In 2016, defensive end Khalil Mack was the AP Defensive Player of the Year. He was traded last month.
Wide receiver Amari Cooper set career highs with 83 receptions and 1,153 yards. He was traded Monday.
Their jerseys are now priced 50 percent off at Raider Image, the franchise’s retail store. The overall vibe in the Bay Area, too, feels a little cheapened with a 1-5 record.
“Every single tentpole of Oakland Raider hope from a few years ago has been so kicked down and so kicked over, the tent is no longer standing” said Damon Bruce, a local radio host on 95.7 The Game, on the air hours after the Cooper trade. “As a matter of fact, the tent is going to be folded up, and it’s going to be taken out of town.”
Yet, resilience and loyalty remain among many Raiders followers.
Those attributes are at the fan base’s foundation.
Carr said Wednesday that he anticipates the Coliseum to feel no different Sunday than it has in the past. The Raiders won 45-42 in overtime against the Cleveland Browns in the last game there on Sept. 30. Some fans booed and left late in regulation when hope seemed lost after a fourth-down incompletion on a pass intended for Cooper.
Those who stayed were rewarded.
“I’d be surprised if it changed because I know our fans, and I know how loyal they are,” Carr said. “But I understand their pain. I really do.”
A day later, Carr was reminded of that loyalty.
Bajwa, 30, arrived at headquarters about 11 a.m. Thursday. It was now past 4 p.m. All he largely had done in this span, aside from grabbing pizza during a quick lunch break, was stand and wait for Carr.
It had been a wild week for the quarterback.
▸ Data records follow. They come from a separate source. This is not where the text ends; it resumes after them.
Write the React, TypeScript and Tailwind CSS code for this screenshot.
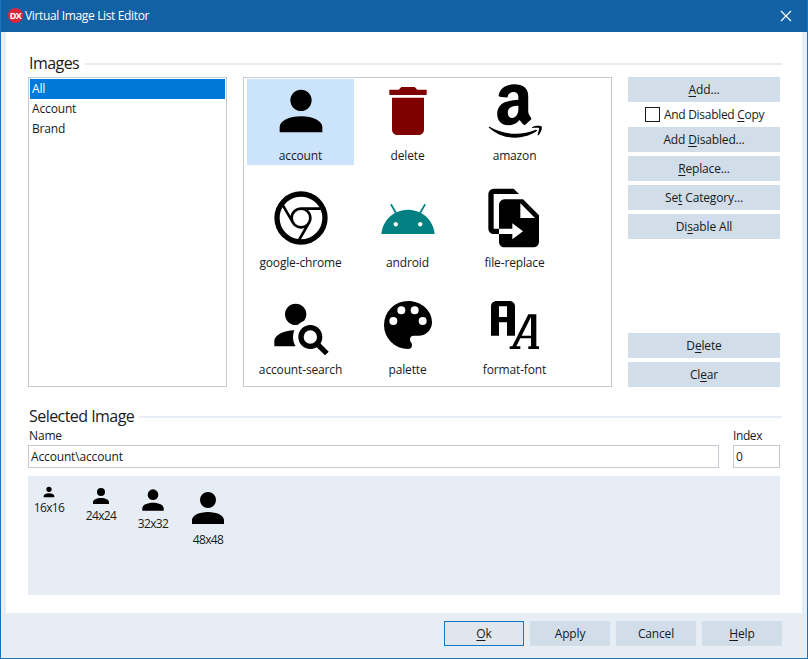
import type { ReactNode } from "react";

const ACCOUNT =
  "M12,4A4,4 0 0,1 16,8A4,4 0 0,1 12,12A4,4 0 0,1 8,8A4,4 0 0,1 12,4M12,14C16.42,14 20,15.79 20,18V20H4V18C4,15.79 7.58,14 12,14Z";

const IMAGES = [
  { name: "account", color: "#000000", d: ACCOUNT },
  {
    name: "delete",
    color: "#800000",
    d: "M19,4H15.5L14.5,3H9.5L8.5,4H5V6H19M6,19A2,2 0 0,0 8,21H16A2,2 0 0,0 18,19V7H6V19Z",
  },
  {
    name: "amazon",
    color: "#000000",
    d: "M15.93,17.09C15.75,17.25 15.5,17.26 15.3,17.15C14.41,16.41 14.25,16.07 13.76,15.36C12.29,16.86 11.25,17.31 9.34,17.31C7.09,17.31 5.33,15.92 5.33,13.14C5.33,10.96 6.5,9.5 8.19,8.76C9.65,8.12 11.7,8 13.26,7.82V7.47C13.26,6.83 13.31,6.08 12.93,5.53C12.6,5.04 12,4.84 11.46,4.84C10.44,4.84 9.54,5.36 9.32,6.43C9.27,6.67 9.1,6.91 8.86,6.92L6.27,6.64C6.05,6.59 5.81,6.42 5.87,6.08C6.47,2.95 9.28,2 11.8,2C13.09,2 14.78,2.34 15.79,3.31C17.08,4.5 16.96,6.11 16.96,7.87V12.03C16.96,13.28 17.5,13.83 18,14.5C18.14,14.73 18.18,15 18,15.17L15.94,17.09H15.93M13.26,10.56V10C11.33,10 9.3,10.39 9.3,12.67C9.3,13.83 9.9,14.61 10.92,14.61C11.67,14.61 12.34,14.15 12.77,13.4C13.29,12.47 13.26,11.6 13.26,10.56M20.16,19.54C18,21.14 14.82,22 12.1,22C8.29,22 4.85,20.59 2.25,18.24C2.05,18.06 2.23,17.81 2.5,17.95C5.28,19.58 8.75,20.56 12.33,20.56C14.74,20.56 17.4,20.06 19.84,19.03C20.21,18.87 20.5,19.27 20.16,19.54M21.07,18.5C20.79,18.14 19.22,18.33 18.5,18.42C18.31,18.44 18.28,18.26 18.47,18.14C19.71,17.27 21.76,17.5 22,17.79C22.24,18.09 21.93,20.14 20.76,21.11C20.58,21.27 20.41,21.18 20.5,21L21.07,18.5Z",
  },
  {
    name: "google-chrome",
    color: "#000000",
    d: "M12,20L15.46,14H15.45C15.79,13.4 16,12.73 16,12C16,10.8 15.46,9.73 14.62,9H19.41C19.79,9.93 20,10.94 20,12A8,8 0 0,1 12,20M4,12C4,10.54 4.39,9.18 5.07,8L8.54,14H8.55C9.24,15.19 10.52,16 12,16C12.45,16 12.88,15.91 13.29,15.77L10.89,19.91C7,19.37 4,16.04 4,12M15,12A3,3 0 0,1 12,15A3,3 0 0,1 9,12A3,3 0 0,1 12,9A3,3 0 0,1 15,12M12,4C14.96,4 17.54,5.61 18.92,8H12C10.06,8 8.45,9.38 8.08,11.21L5.7,7.08C7.16,5.21 9.44,4 12,4M12,2A10,10 0 0,0 2,12A10,10 0 0,0 12,22A10,10 0 0,0 22,12A10,10 0 0,0 12,2Z",
  },
  {
    name: "android",
    color: "#008080",
    d: "M16.61 15.15C16.15 15.15 15.77 14.78 15.77 14.32S16.15 13.5 16.61 13.5H16.61C17.07 13.5 17.45 13.86 17.45 14.32C17.45 14.78 17.07 15.15 16.61 15.15M7.41 15.15C6.95 15.15 6.57 14.78 6.57 14.32C6.57 13.86 6.95 13.5 7.41 13.5H7.41C7.87 13.5 8.24 13.86 8.24 14.32C8.24 14.78 7.87 15.15 7.41 15.15M16.91 10.14L18.58 7.26C18.67 7.09 18.61 6.88 18.45 6.79C18.28 6.69 18.07 6.75 18 6.92L16.29 9.83C14.95 9.22 13.5 8.9 12 8.91C10.47 8.91 9 9.24 7.73 9.82L6.04 6.91C5.95 6.74 5.74 6.68 5.57 6.78C5.4 6.87 5.35 7.08 5.44 7.25L7.1 10.13C4.25 11.69 2.29 14.58 2 18H22C21.72 14.59 19.77 11.7 16.91 10.14H16.91Z",
  },
  {
    name: "file-replace",
    color: "#000000",
    d: "M14,12H19.5L14,6.5V12M8,5H15L21,11V21A2,2 0 0,1 19,23H8C6.89,23 6,22.1 6,21V18H11V20L15,17L11,14V16H6V7A2,2 0 0,1 8,5M13.5,3H4V16H6V18H4A2,2 0 0,1 2,16V3A2,2 0 0,1 4,1H11.5L13.5,3Z",
  },
  {
    name: "account-search",
    color: "#000000",
    d: "M15.5,12C18,12 20,14 20,16.5C20,17.38 19.75,18.21 19.31,18.9L22.39,22L21,23.39L17.88,20.32C17.19,20.75 16.37,21 15.5,21C13,21 11,19 11,16.5C11,14 13,12 15.5,12M15.5,14A2.5,2.5 0 0,0 13,16.5A2.5,2.5 0 0,0 15.5,19A2.5,2.5 0 0,0 18,16.5A2.5,2.5 0 0,0 15.5,14M10,4A4,4 0 0,1 14,8C14,8.91 13.69,9.75 13.18,10.43C12.32,10.75 11.55,11.26 10.91,11.9L10,12A4,4 0 0,1 6,8A4,4 0 0,1 10,4M2,20V18C2,15.88 5.31,14.14 9.5,14C9.18,14.78 9,15.62 9,16.5C9,17.79 9.38,19 10,20H2Z",
  },
  {
    name: "palette",
    color: "#000000",
    d: "M17.5,12A1.5,1.5 0 0,1 16,10.5A1.5,1.5 0 0,1 17.5,9A1.5,1.5 0 0,1 19,10.5A1.5,1.5 0 0,1 17.5,12M14.5,8A1.5,1.5 0 0,1 13,6.5A1.5,1.5 0 0,1 14.5,5A1.5,1.5 0 0,1 16,6.5A1.5,1.5 0 0,1 14.5,8M9.5,8A1.5,1.5 0 0,1 8,6.5A1.5,1.5 0 0,1 9.5,5A1.5,1.5 0 0,1 11,6.5A1.5,1.5 0 0,1 9.5,8M6.5,12A1.5,1.5 0 0,1 5,10.5A1.5,1.5 0 0,1 6.5,9A1.5,1.5 0 0,1 8,10.5A1.5,1.5 0 0,1 6.5,12M12,3A9,9 0 0,0 3,12A9,9 0 0,0 12,21A1.5,1.5 0 0,0 13.5,19.5C13.5,19.11 13.35,18.76 13.11,18.5C12.88,18.23 12.73,17.88 12.73,17.5A1.5,1.5 0 0,1 14.23,16H16A5,5 0 0,0 21,11C21,6.58 16.97,3 12,3Z",
  },
  {
    name: "format-font",
    color: "#000000",
    d: "M17,8H20V20H21V21H17V20H18V17H14L12.5,20H14V21H10V20H11L17,8M18,9L14.5,16H18V9M5,3H10C11.11,3 12,3.89 12,5V16H9V11H6V16H3V5C3,3.89 3.89,3 5,3M6,5V9H9V5H6Z",
  },
];

const PREVIEWS = [16, 24, 32, 48];

function Icon({ d, size, color = "#000000" }: { d: string; size: number; color?: string }) {
  return (
    <svg width={size} height={size} viewBox="0 0 24 24" fill={color} className="shrink-0">
      <path d={d} />
    </svg>
  );
}

function Key({ children }: { children: ReactNode }) {
  return <span className="underline underline-offset-2">{children}</span>;
}

function Btn({ children }: { children: ReactNode }) {
  return (
    <div className="flex h-[25px] w-[152px] items-center justify-center bg-[#d1dde9] text-[#1a1a1a]">
      <span>{children}</span>
    </div>
  );
}

function SectionTitle({ title }: { title: string }) {
  return (
    <div className="-mr-[2px] flex h-[22px] items-center gap-[5px] pl-px">
      <span className="-translate-y-px text-[16px] leading-[22px] tracking-[-0.55px] text-[#1a1a1a]">{title}</span>
      <div className="h-[2px] flex-1 bg-[#e6edf4]" />
    </div>
  );
}

export default function App() {
  return (
    <div
      className="flex h-[659px] w-[808px] flex-col overflow-hidden border border-t-0 border-[#1a74bd] bg-[#e6edf4] text-[12px] leading-4 tracking-[-0.15px] text-[#1a1a1a]"
      style={{ fontFamily: '"Open Sans", "Noto Sans", sans-serif' }}
    >
      <div className="flex h-[32px] shrink-0 items-center bg-[#1361a5] pl-[7px] pr-[15px] text-white">
        <div className="-mt-[2px] flex h-[15px] w-[15px] items-center justify-center rounded-full bg-[#e0243c] text-[9px] font-bold leading-none tracking-[-0.5px]">
          DX
        </div>
        <span className="ml-[2px] flex-1 tracking-[-0.35px]">Virtual Image List Editor</span>
        <svg width="12" height="12" viewBox="0 0 12 12" stroke="white" strokeWidth="1.2">
          <path d="M1 1L11 11M11 1L1 11" />
        </svg>
      </div>

      <div className="mx-[5px] flex flex-1 flex-col bg-white px-[22px] pt-[21px]">
        <SectionTitle title="Images" />
        <div className="mt-[2px] flex h-[310px] gap-4">
          <div className="w-[199px] border border-[#c3ccd5] p-px">
            <div className="flex h-5 items-center bg-[#0078d7] px-[2px] text-white">All</div>
            <div className="flex h-5 items-center px-[2px]">Account</div>
            <div className="flex h-5 items-center px-[2px]">Brand</div>
          </div>

          <div className="grid w-[369px] grid-cols-[107px_107px_107px] grid-rows-[107px_107px_94px] border border-[#c3ccd5] pl-[3px] pt-px">
            {IMAGES.map((img, i) => (
              <div
                key={img.name}
                className={
                  i === 0
                    ? "flex h-[86px] flex-col items-center bg-[#cce4fb]"
                    : "flex h-[86px] flex-col items-center"
                }
              >
                <Icon d={img.d} size={64} color={img.color} />
                <span className="mt-[5px]">{img.name}</span>
              </div>
            ))}
          </div>

          <div className="flex w-[152px] flex-col">
            <Btn>
              <Key>A</Key>dd...
            </Btn>
            <div className="flex h-[25px] items-center pl-[17px]">
              <div className="h-[15px] w-[15px] border border-[#1a1a1a] bg-white" />
              <span className="ml-1 tracking-[-0.3px]">
                And Disabled <Key>C</Key>opy
              </span>
            </div>
            <Btn>
              Add <Key>D</Key>isabled...
            </Btn>
            <div className="mt-1 flex flex-col gap-1">
              <Btn>
                <Key>R</Key>eplace...
              </Btn>
              <Btn>
                Se<Key>t</Key> Category...
              </Btn>
              <Btn>
                Di<Key>s</Key>able All
              </Btn>
            </div>
            <div className="mt-auto flex flex-col gap-1">
              <Btn>
                D<Key>e</Key>lete
              </Btn>
              <Btn>
                Cl<Key>e</Key>ar
              </Btn>
            </div>
          </div>
        </div>

        <div className="mt-[19px]">
          <SectionTitle title="Selected Image" />
        </div>
        <div className="flex gap-[14px]">
          <div className="flex flex-1 flex-col">
            <span className="mb-px pl-px">Name</span>
            <div className="flex h-[23px] items-center border border-[#c3ccd5] px-[2px]">Account\account</div>
          </div>
          <div className="flex w-[47px] flex-col">
            <span className="mb-px tracking-[-0.4px]">Index</span>
            <div className="flex h-[23px] items-center border border-[#c3ccd5] px-[2px]">0</div>
          </div>
        </div>

        <div className="mt-2 flex h-[119px] items-start gap-[10px] bg-[#e6edf4] pt-2">
          {PREVIEWS.map((size) => (
            <div key={size} className={size === 48 ? "flex w-12 flex-col items-center" : "flex w-[42px] flex-col items-center"}>
              <Icon d={ACCOUNT} size={size} />
              <span className="tracking-[-0.6px]">
                {size}x{size}
              </span>
            </div>
          ))}
        </div>
      </div>

      <div className="flex h-[45px] shrink-0 justify-end gap-[6px] pr-[25px] pt-2">
        <div className="flex h-[25px] w-20 items-center justify-center border border-[#1878be] bg-[#dfe6ee]">
          <span>
            <Key>O</Key>k
          </span>
        </div>
        {["Apply", "Cancel"].map((label) => (
          <div key={label} className="flex h-[25px] w-20 items-center justify-center bg-[#d1dde9]">
            {label}
          </div>
        ))}
        <div className="flex h-[25px] w-20 items-center justify-center bg-[#d1dde9]">
          <span>
            <Key>H</Key>elp
          </span>
        </div>
      </div>
    </div>
  );
}
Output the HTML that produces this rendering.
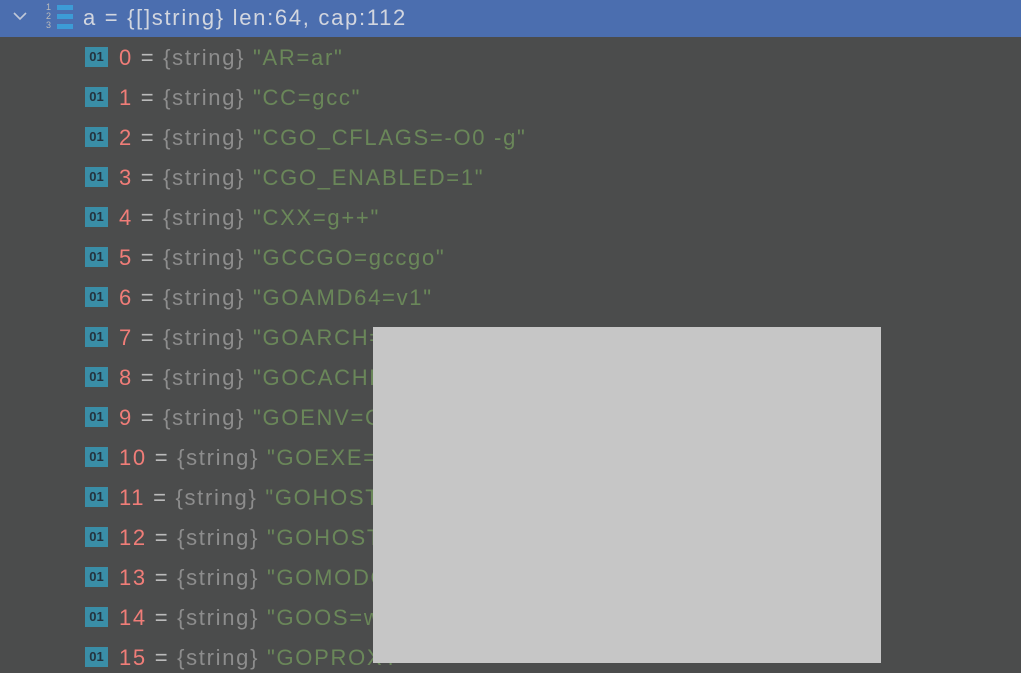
<!DOCTYPE html>
<html><head><meta charset="utf-8"><style>
body{margin:0;width:1021px;height:663px;overflow:hidden;background:#4b4c4c;font-family:"Segoe UI","Liberation Sans","DejaVu Sans",sans-serif;position:relative}
.hdr{position:absolute;left:0;top:0;width:1021px;height:37px;background:#4b6eaf}
.t{position:absolute;font-size:22px;white-space:nowrap;line-height:30px;letter-spacing:1.7px}
.ic{position:absolute;left:85px;width:23px;height:20px;background:#3a8ea7;color:#24333f;font-size:13px;font-weight:bold;text-align:center;line-height:20px;font-family:"Liberation Sans",sans-serif}
.r{color:#f07d78}.w{color:#bbbbbb}.g{color:#8d8d8d}.s{color:#6a8759}
.bar{position:absolute;left:57px;width:16px;height:5px;background:#3d9bd6}
.dg{position:absolute;left:46px;font-size:9px;color:#bbb;line-height:9px;font-family:"Liberation Sans",sans-serif}
</style></head><body>
<div class="hdr"></div>
<svg style="position:absolute;left:12px;top:10px" width="16" height="12"><path d="M2 3 L8 9 L14 3" fill="none" stroke="#c0c8d8" stroke-width="1.6"/></svg>
<div class="dg" style="top:3px">1</div><div class="dg" style="top:12px">2</div><div class="dg" style="top:21px">3</div>
<div class="bar" style="top:5px"></div><div class="bar" style="top:14px"></div><div class="bar" style="top:24px"></div>
<div class="t" style="left:83px;top:3px;color:#d2d6df">a = {[]string} len:64, cap:112</div>
<div id="rows"></div>
<script>
var v=["AR=ar","CC=gcc","CGO_CFLAGS=-O0 -g","CGO_ENABLED=1","CXX=g++","GCCGO=gccgo","GOAMD64=v1","GOARCH=amd64","GOCACHE=C","GOENV=C","GOEXE=.exe","GOHOSTARCH=amd64","GOHOSTOS=windows","GOMODCACHE=","GOOS=windows","GOPROXY="];
var h="";for(var i=0;i<16;i++){var y=43+i*40;h+='<div class="ic" style="top:'+(y+4)+'px">01</div><div class="t" style="left:119px;top:'+y+'px"><span class="r">'+i+'</span> <span class="w">=</span> <span class="g">{string}</span> <span class="s">"'+v[i]+'"</span></div>';}
document.getElementById("rows").innerHTML=h;
</script>
<div style="position:absolute;left:373px;top:327px;width:508px;height:336px;background:#c6c6c6"></div>
</body></html>
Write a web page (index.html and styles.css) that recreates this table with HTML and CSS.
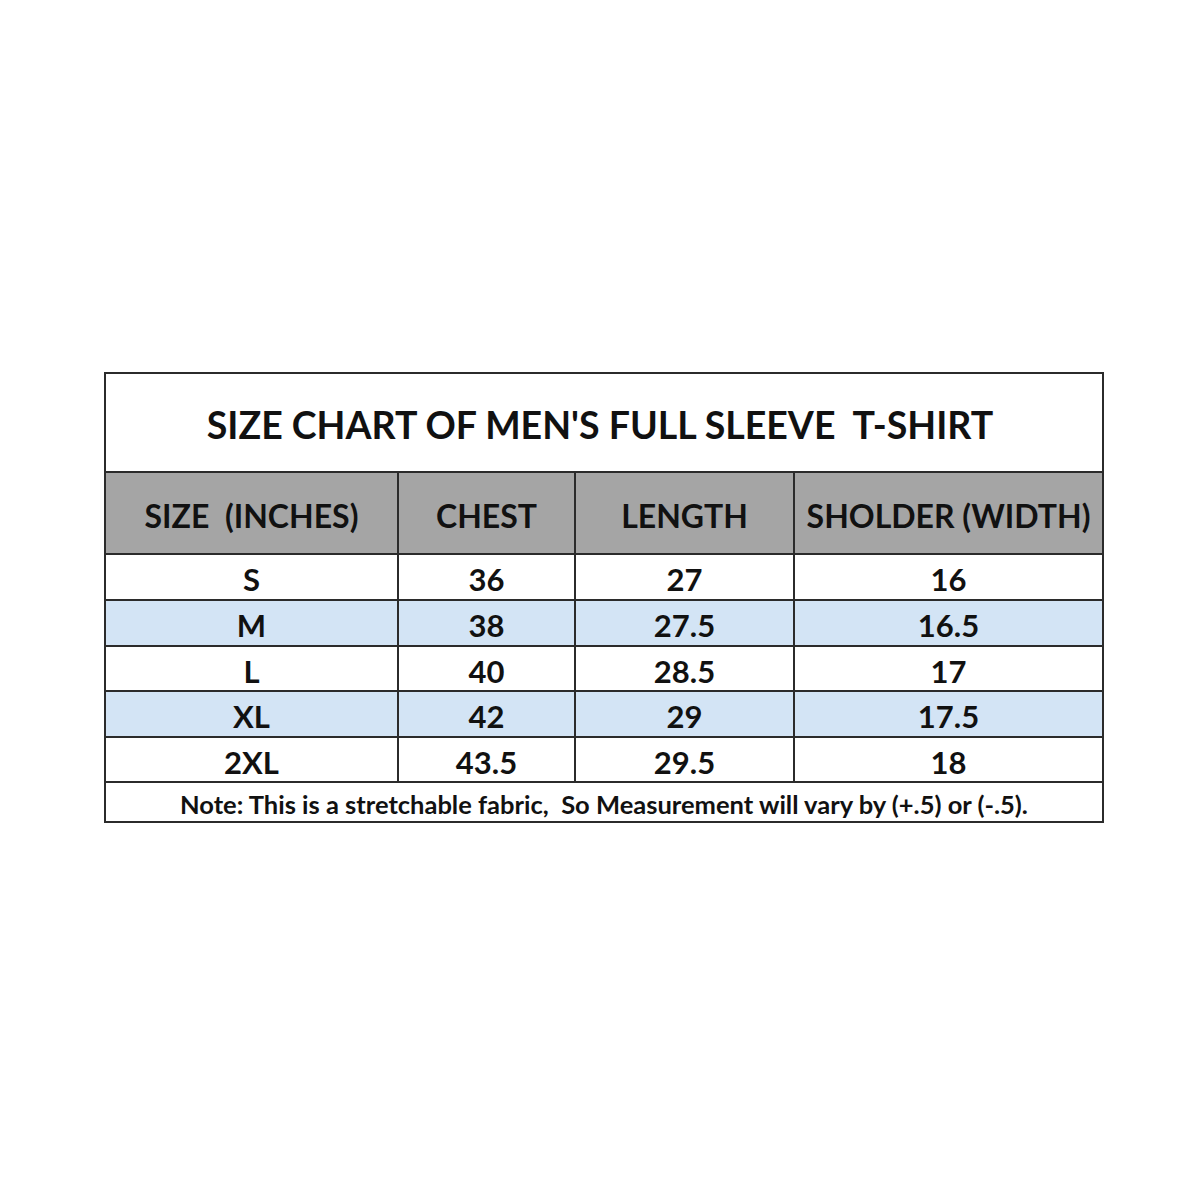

He lost his wide receiver. He was the subject of an article that painted an unflattering picture of how he’s viewed within the organization, anonymous team sources describing a “fractured relationship” between him and teammates. There was chatter, although no evidence it will culminate, that he could be traded.
And so, Bajwa wanted to give him a gift.
“I feel like he’s a great person, and I think he can be a great player in the league if they build a team around him,” said Bajwa, a season ticket holder. “And the point of this is just to hand it to him and say, ‘Hey, there are fans out here who are still behind you no matter what.’ Instead of all the negativity that is going around about how they might trade him or should they not trade him, I basically just wanted to come out here and tell him, ‘Hey, you can have this. I’m a fan, and I’m behind you.’”
At 4:48 p.m., Carr exited the private parking lot.
He stopped his vehicle for Bajwa, rolled down his window and shook the fan’s hand.
Bajwa proceeded to say all he planned to say, telling Carr he is the future of the Raiders. He told him that he’s a good person. He told him to ignore the negativity and that he’ll always be behind him. He gave Carr the portrait.
Their conversation lasted a couple of minutes.
“And, by the way, I have a cold,” Bajwa said. “I called in sick to work, so when you get home, wash your hands. I don’t want you to get a cold. I want you to get it (a win) on Sunday. Just use this as motivation.”